>>>

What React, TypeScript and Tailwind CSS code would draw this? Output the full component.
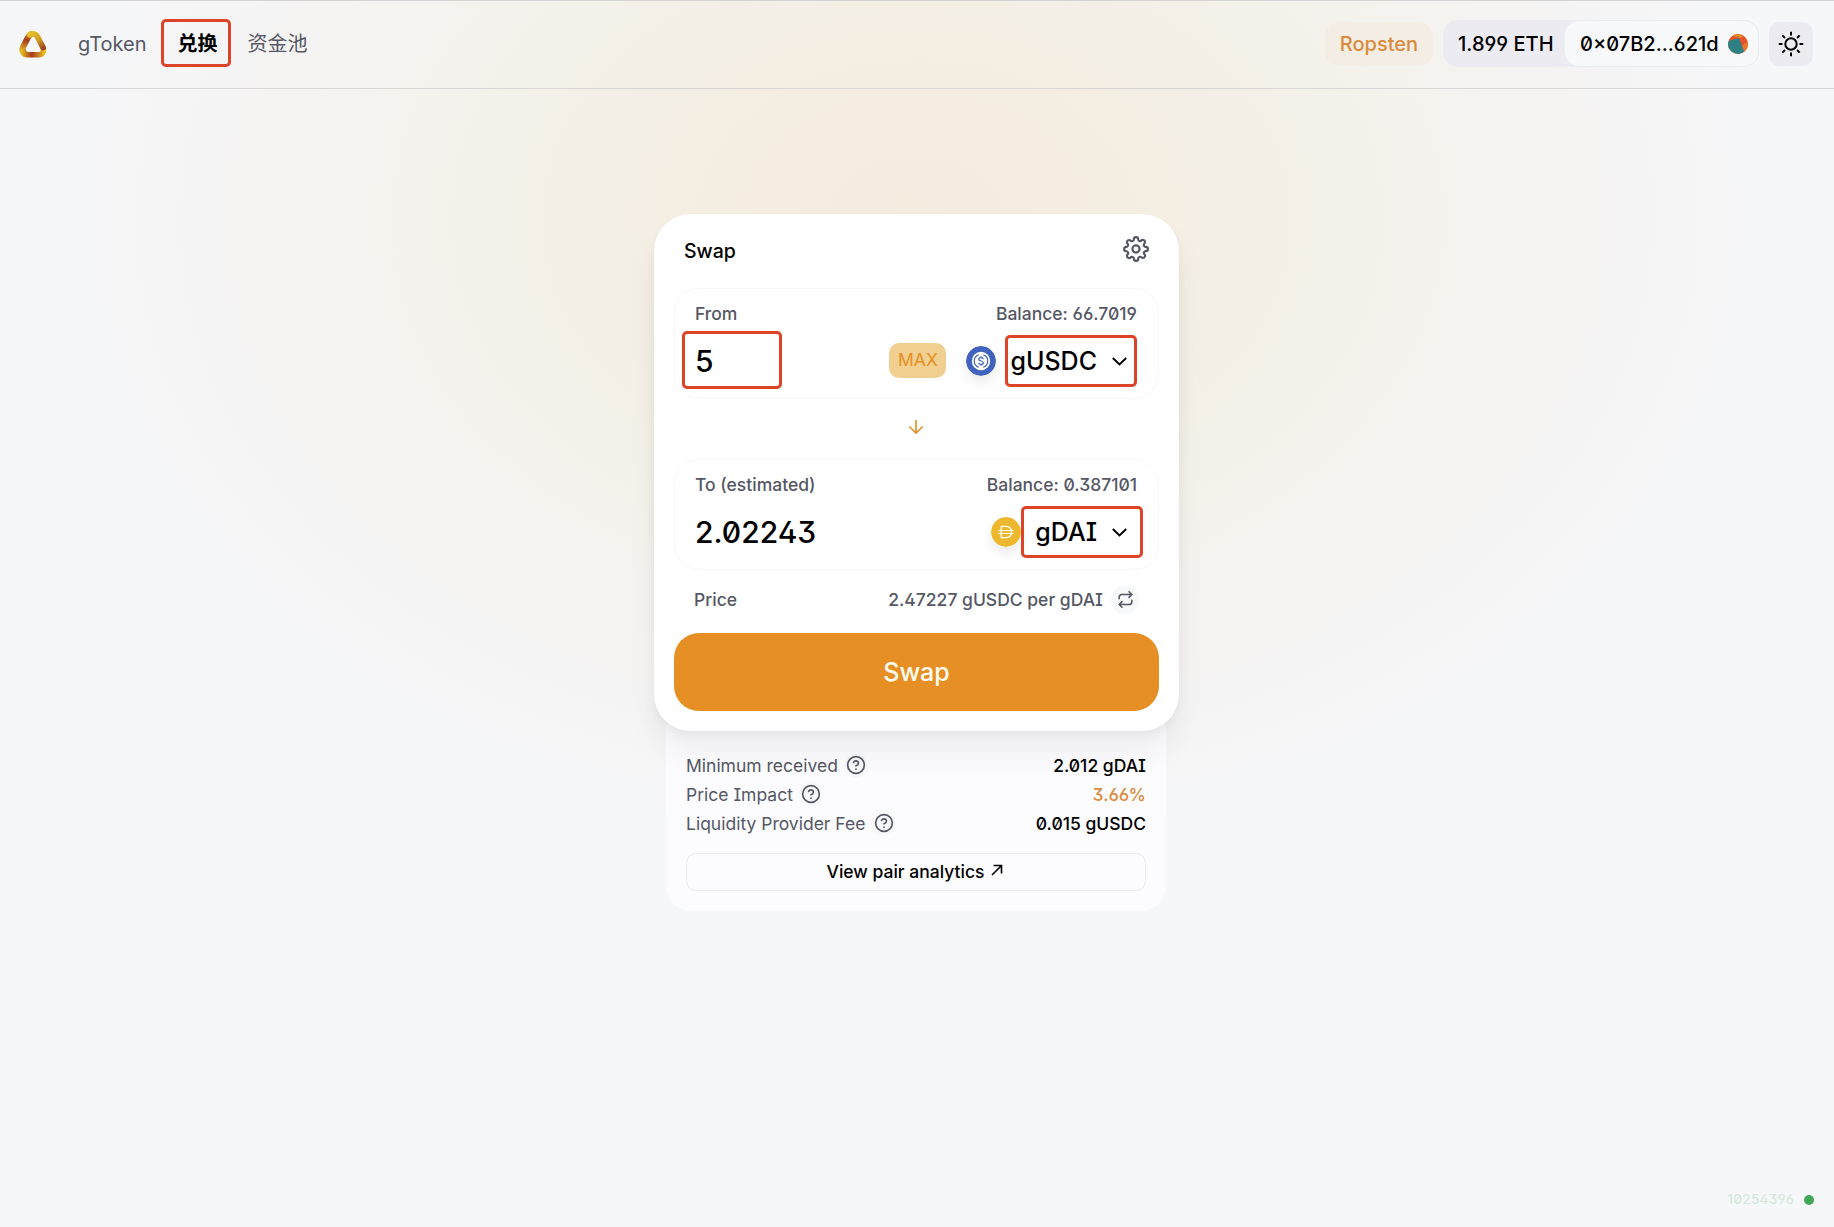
import type { ReactNode } from "react";

const inter = "font-['Inter','Noto_Sans_CJK_SC',sans-serif]";

function Mark({ className }: { className: string }) {
  return <span className={`pointer-events-none absolute rounded-[5px] border-[3px] border-[#dc4327] ${className}`} />;
}

function Logo() {
  return (
    <svg width="28" height="28" viewBox="0 0 28 28" fill="none">
      <defs>
        <linearGradient id="l1" x1="12" y1="1" x2="4" y2="22" gradientUnits="userSpaceOnUse">
          <stop offset="0" stopColor="#e3b52a" />
          <stop offset="0.45" stopColor="#a63a1c" />
          <stop offset="1" stopColor="#e6bd25" />
        </linearGradient>
        <linearGradient id="l2" x1="12" y1="3" x2="26" y2="20" gradientUnits="userSpaceOnUse">
          <stop offset="0" stopColor="#e8c02a" />
          <stop offset="0.5" stopColor="#cf9a22" />
          <stop offset="1" stopColor="#8f2a1c" />
        </linearGradient>
        <linearGradient id="l3" x1="2" y1="24" x2="26" y2="24" gradientUnits="userSpaceOnUse">
          <stop offset="0" stopColor="#e6c425" />
          <stop offset="0.45" stopColor="#a8391c" />
          <stop offset="1" stopColor="#ecc524" />
        </linearGradient>
      </defs>
      <path d="M12 4.200C10.500 5 9.500 6.500 8.700 8L4 17C2.600 20 3.500 23 6 24.300" stroke="url(#l1)" strokeWidth="6" strokeLinecap="round" />
      <path d="M4.500 21C5 23.500 7 24.800 9.500 24.800H20C23.500 24.800 25.500 21.500 24 18" stroke="url(#l3)" strokeWidth="5.500" strokeLinecap="round" />
      <path d="M10.800 4.700C13.500 3 17 4 18.600 7L24 17.500" stroke="url(#l2)" strokeWidth="5.800" strokeLinecap="round" />
    </svg>
  );
}

function Sun() {
  return (
    <svg width="28" height="28" viewBox="0 0 24 24" fill="none" stroke="#000" strokeWidth="1.700" strokeLinecap="butt">
      <circle cx="12" cy="12" r="4.900" />
      <path d="M12 1.500v3.200M12 19.300v3.200M1.500 12h3.200M19.300 12h3.200M4.600 4.600l2.200 2.200M17.200 17.200l2.200 2.200M4.600 19.400l2.200-2.200M17.200 6.800l2.200-2.200" />
    </svg>
  );
}

function Gear() {
  return (
    <svg width="26" height="26" viewBox="0 0 24 24" fill="none" stroke="#555764" strokeWidth="2" strokeLinecap="round" strokeLinejoin="round">
      <circle cx="12" cy="12" r="3.300" />
      <path d="M19.400 15a1.650 1.650 0 0 0 .33 1.820l.06.06a2 2 0 0 1 0 2.830 2 2 0 0 1-2.830 0l-.06-.06a1.650 1.650 0 0 0-1.820-.33 1.650 1.650 0 0 0-1 1.510V21a2 2 0 0 1-2 2 2 2 0 0 1-2-2v-.09A1.650 1.650 0 0 0 9 19.400a1.650 1.650 0 0 0-1.820.33l-.06.06a2 2 0 0 1-2.830 0 2 2 0 0 1 0-2.830l.06-.06a1.650 1.650 0 0 0 .33-1.820 1.650 1.650 0 0 0-1.510-1H3a2 2 0 0 1-2-2 2 2 0 0 1 2-2h.09A1.650 1.650 0 0 0 4.600 9a1.650 1.650 0 0 0-.33-1.820l-.06-.06a2 2 0 0 1 0-2.830 2 2 0 0 1 2.830 0l.06.06a1.650 1.650 0 0 0 1.820.33H9a1.650 1.650 0 0 0 1-1.510V3a2 2 0 0 1 2-2 2 2 0 0 1 2 2v.09a1.650 1.650 0 0 0 1 1.510 1.650 1.650 0 0 0 1.820-.33l.06-.06a2 2 0 0 1 2.830 0 2 2 0 0 1 0 2.830l-.06.06a1.650 1.650 0 0 0-.33 1.820V9a1.650 1.650 0 0 0 1.510 1H21a2 2 0 0 1 2 2 2 2 0 0 1-2 2h-.09a1.650 1.650 0 0 0-1.510 1z" />
    </svg>
  );
}

function Chevron() {
  return (
    <svg width="15" height="9" viewBox="0 0 15 9" fill="none" stroke="#000" strokeWidth="1.900" className="-ml-px">
      <path d="M0.800 1L7.500 7.500L14.200 1" />
    </svg>
  );
}

function Usdc() {
  return (
    <svg width="30" height="30" viewBox="0 0 30 30" fill="none" className="rounded-full shadow-[0_7px_12px_rgba(0,0,0,0.08)]">
      <circle cx="15" cy="15" r="15" fill="#4263bd" />
      <circle cx="15" cy="15" r="9.200" fill="#fff" />
      <path d="M12.700 8.700a6.700 6.700 0 0 0 0 12.600M17.300 8.700a6.700 6.700 0 0 1 0 12.600" stroke="#4263bd" strokeWidth="1.200" />
      <path d="M17.300 13.300c-.1-1-1-1.700-2.300-1.700s-2.300.7-2.300 1.700c0 2.300 4.700 1.100 4.700 3.400 0 1-1 1.700-2.400 1.700s-2.300-.7-2.400-1.700M15 10.200v1.400M15 18.400v1.400" stroke="#4263bd" strokeWidth="1.200" />
    </svg>
  );
}

function Dai() {
  return (
    <svg width="30" height="30" viewBox="0 0 30 30" fill="none" className="rounded-full shadow-[0_7px_12px_rgba(0,0,0,0.08)]">
      <circle cx="15" cy="15" r="15" fill="#eeb82e" />
      <path d="M10.200 9.300h4.600c3.500 0 5.600 2.400 5.600 5.700s-2.100 5.700-5.600 5.700h-4.600zM7.500 13.500h15M7.500 16.500h15" stroke="#fff" strokeWidth="1.200" />
    </svg>
  );
}

function Help() {
  return (
    <span className="-mt-px flex size-[25px] items-center justify-center rounded-full bg-[#f7f8fa]">
      <svg width="20" height="20" viewBox="0 0 24 24" fill="none" stroke="#555764" strokeWidth="2" strokeLinecap="round" strokeLinejoin="round">
        <circle cx="12" cy="12" r="10" />
        <path d="M9.090 9a3 3 0 0 1 5.830 1c0 2-3 3-3 3M12 17h.01" />
      </svg>
    </span>
  );
}

function TokenPanel({ label, balance, amount, children }: { label: string; balance: string; amount: ReactNode; children: ReactNode }) {
  return (
    <section className="h-[111px] rounded-[25px] border border-[#f7f8fa] pl-5 pr-[21px] pt-[15px]">
      <div className="flex h-5 items-center justify-between text-[17.5px] font-medium text-[#555764]">
        <span>{label}</span>
        <span>{balance}</span>
      </div>
      <div className="mt-[17px] flex h-10 items-center">
        <div className="relative flex-1 text-[30px] font-medium leading-10">{amount}</div>
        {children}
      </div>
    </section>
  );
}

function Detail({ label, value, tone }: { label: string; value: string; tone: string }) {
  return (
    <div className="flex h-[29px] items-center justify-between text-[17.5px]">
      <span className="flex items-center gap-[6px] text-[#555764]">
        <span className="pt-px">{label}</span>
        <Help />
      </span>
      <span className={`pt-px font-medium ${tone}`}>{value}</span>
    </div>
  );
}

export default function App() {
  return (
    <div className={`flex h-[1227px] w-full flex-col overflow-hidden bg-[#f6f7f9] bg-[radial-gradient(880px_640px_at_50%_220px,#f5ebdf_0%,#f4eee3_28%,#f4f2ec_56%,#f5f4f4_80%,#f6f7f9_100%)] text-black [font-feature-settings:'ss01','zero','cv08'] ${inter}`}>
      <header className="flex h-[89px] w-full shrink-0 items-center border-y border-b-[#d6d6d7] border-t-[#d3d3d6] pb-[2px] pl-[19px] pr-[21px] text-[20px]">
        <Logo />
        <nav className="ml-[31px] flex items-center text-[#555764]">
          <a>gToken</a>
          <a className="relative ml-[31px] font-semibold text-black">
            兑换
            <Mark className="-left-[17px] -right-[13px] -top-[10px] h-[48px]" />
          </a>
          <a className="ml-[30px]">资金池</a>
        </nav>
        <div className="ml-auto flex items-center font-medium">
          <span className="flex h-[44px] w-[108px] items-center justify-center rounded-[15px] bg-[#f4ede4] text-[#da8a3c]">Ropsten</span>
          <div className="ml-[10px] flex h-[47px] items-center rounded-[15px] bg-[#ecebf1]">
            <span className="w-[121px] whitespace-nowrap pl-[15px]">1.899 ETH</span>
            <span className="flex h-[47px] w-[195px] items-center justify-between whitespace-nowrap rounded-[15px] border border-[#ecedf1] bg-[#f7f8fa] pl-[15px] pr-[10px]">
              0×07B2...621d
              <svg width="20" height="20" viewBox="0 0 20 20" className="rounded-full">
                <rect width="20" height="20" fill="#e8512a" />
                <path d="M3 0H17L13 4L8 3Z" fill="#e28a2a" />
                <path d="M14 12L20 7V20H14Z" fill="#e8752c" />
                <path d="M0 7L11 4L17 20H0Z" fill="#2f8083" />
              </svg>
            </span>
          </div>
          <span className="ml-[10px] flex size-[44px] items-center justify-center rounded-[10px] bg-[#ecebf1]">
            <Sun />
          </span>
        </div>
      </header>

      <main className="ml-[654px] mt-[125px] flex w-[525px] flex-col">
        <div className="relative z-10 h-[517px] w-full rounded-[37px] bg-white px-5 shadow-[0_0_1px_rgba(0,0,0,0.01),0_5px_10px_rgba(0,0,0,0.04),0_20px_30px_rgba(0,0,0,0.05),0_30px_40px_rgba(0,0,0,0.01)]">
          <div className="flex h-[74px] items-center justify-between pl-[10px] pr-[10px] text-[19.5px] font-medium">
            <span className="pt-px">Swap</span>
            <span className="-mt-[4px]"><Gear /></span>
          </div>
          <TokenPanel
            label="From"
            balance="Balance: 66.7019"
            amount={
              <>
                5
                <Mark className="-left-[13px] -top-[10px] h-[58px] w-[100px]" />
              </>
            }
          >
            <span className="-mt-px flex h-[35px] w-[57px] items-center justify-center rounded-[10px] bg-[#f0cf90] text-[17.5px] text-[#e68f22]">MAX</span>
            <span className="ml-5"><Usdc /></span>
            <span className="relative ml-[14px] flex items-center text-[25px] font-medium">
              <span className="mr-4 pt-[2px]">gUSDC</span>
              <Chevron />
              <span className="w-[10px]" />
              <Mark className="-left-[5px] -top-[6px] right-0 h-[52px]" />
            </span>
          </TokenPanel>
          <div className="flex h-[60px] items-center justify-center pb-[5px] pr-[2px]">
            <svg width="16" height="16" viewBox="0 0 16 16" fill="none" stroke="#e0942f" strokeWidth="1.700">
              <path d="M8 1V14M1.300 7.500L8 14L14.700 7.500" />
            </svg>
          </div>
          <TokenPanel label="To (estimated)" balance="Balance: 0.387101" amount="2.02243">
            <span><Dai /></span>
            <span className="relative ml-[14px] flex items-center text-[25px] font-medium">
              <span className="mr-4 pt-[2px]">gDAI</span>
              <Chevron />
              <span className="w-[10px]" />
              <Mark className="-left-[14px] -top-[6px] -right-[6px] h-[52px]" />
            </span>
          </TokenPanel>
          <div className="flex h-[63px] items-center pb-[3px] pl-5 pr-5 text-[17.5px] font-medium text-[#555764]">
            <span className="mr-auto">Price</span>
            <span>2.47227 gUSDC per gDAI</span>
            <span className="-mt-px ml-2 flex size-[28px] items-center justify-center rounded-full bg-[#f7f8fa]">
              <svg width="17" height="17" viewBox="0 0 24 24" fill="none" stroke="#555764" strokeWidth="2.200" strokeLinecap="round" strokeLinejoin="round">
                <path d="M17 1l4 4-4 4M3 11V9a4 4 0 0 1 4-4h14M7 23l-4-4 4-4M21 13v2a4 4 0 0 1-4 4H3" />
              </svg>
            </span>
          </div>
          <button className="flex h-[78px] w-full items-center justify-center rounded-[25px] bg-[#e68f24] pt-px text-[25px] font-medium text-[#fffdf0]">Swap</button>
        </div>

        <div className="-mt-[24px] ml-3 h-[204px] w-[500px] rounded-b-[25px] bg-[#fcfcfe] px-5 pt-[44px]">
          <Detail label="Minimum received" value="2.012 gDAI" tone="text-black" />
          <Detail label="Price Impact" value="3.66%" tone="text-[#da8a3c]" />
          <Detail label="Liquidity Provider Fee" value="0.015 gUSDC" tone="text-black" />
          <a className="mt-[15px] flex h-[38px] items-center justify-center gap-[7px] rounded-[10px] border border-[#ebebf0] pr-[2px] text-[17.5px] font-medium">
            View pair analytics
            <svg width="12" height="12" viewBox="0 0 12 12" fill="none" stroke="#000" strokeWidth="1.600" className="-mt-1">
              <path d="M1 11L10 2M2.500 1.500H10.500V9.500" />
            </svg>
          </a>
        </div>
      </main>

      <footer className="mt-auto flex h-[54px] w-full items-center justify-end gap-[10px] pb-px pr-5 text-[13.750px] tracking-[0.3px] text-[#d3e6da]">
        <span>10254396</span>
        <span className="size-[10px] rounded-full bg-[#41a857]" />
      </footer>
    </div>
  );
}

<<<

WHAT THIS TASK INVOLVES:
Look for the word "full" in every line of the listing and copy the lines that have it.

THE RESPONSE:
What React, TypeScript and Tailwind CSS code would draw this? Output the full component.
    <svg width="30" height="30" viewBox="0 0 30 30" fill="none" className="rounded-full shadow-[0_7px_12px_rgba(0,0,0,0.08)]">
    <svg width="30" height="30" viewBox="0 0 30 30" fill="none" className="rounded-full shadow-[0_7px_12px_rgba(0,0,0,0.08)]">
    <span className="-mt-px flex size-[25px] items-center justify-center rounded-full bg-[#f7f8fa]">
    <div className={`flex h-[1227px] w-full flex-col overflow-hidden bg-[#f6f7f9] bg-[radial-gradient(880px_640px_at_50%_220px,#f5ebdf_0%,#f4eee3_28%,#f4f2ec_56%,#f5f4f4_80%,#f6f7f9_100%)] text-black [font-feature-settings:'ss01','zero','cv08'] ${inter}`}>
      <header className="flex h-[89px] w-full shrink-0 items-center border-y border-b-[#d6d6d7] border-t-[#d3d3d6] pb-[2px] pl-[19px] pr-[21px] text-[20px]">
              <svg width="20" height="20" viewBox="0 0 20 20" className="rounded-full">
        <div className="relative z-10 h-[517px] w-full rounded-[37px] bg-white px-5 shadow-[0_0_1px_rgba(0,0,0,0.01),0_5px_10px_rgba(0,0,0,0.04),0_20px_30px_rgba(0,0,0,0.05),0_30px_40px_rgba(0,0,0,0.01)]">
            <span className="-mt-px ml-2 flex size-[28px] items-center justify-center rounded-full bg-[#f7f8fa]">
          <button className="flex h-[78px] w-full items-center justify-center rounded-[25px] bg-[#e68f24] pt-px text-[25px] font-medium text-[#fffdf0]">Swap</button>
      <footer className="mt-auto flex h-[54px] w-full items-center justify-end gap-[10px] pb-px pr-5 text-[13.750px] tracking-[0.3px] text-[#d3e6da]">
        <span className="size-[10px] rounded-full bg-[#41a857]" />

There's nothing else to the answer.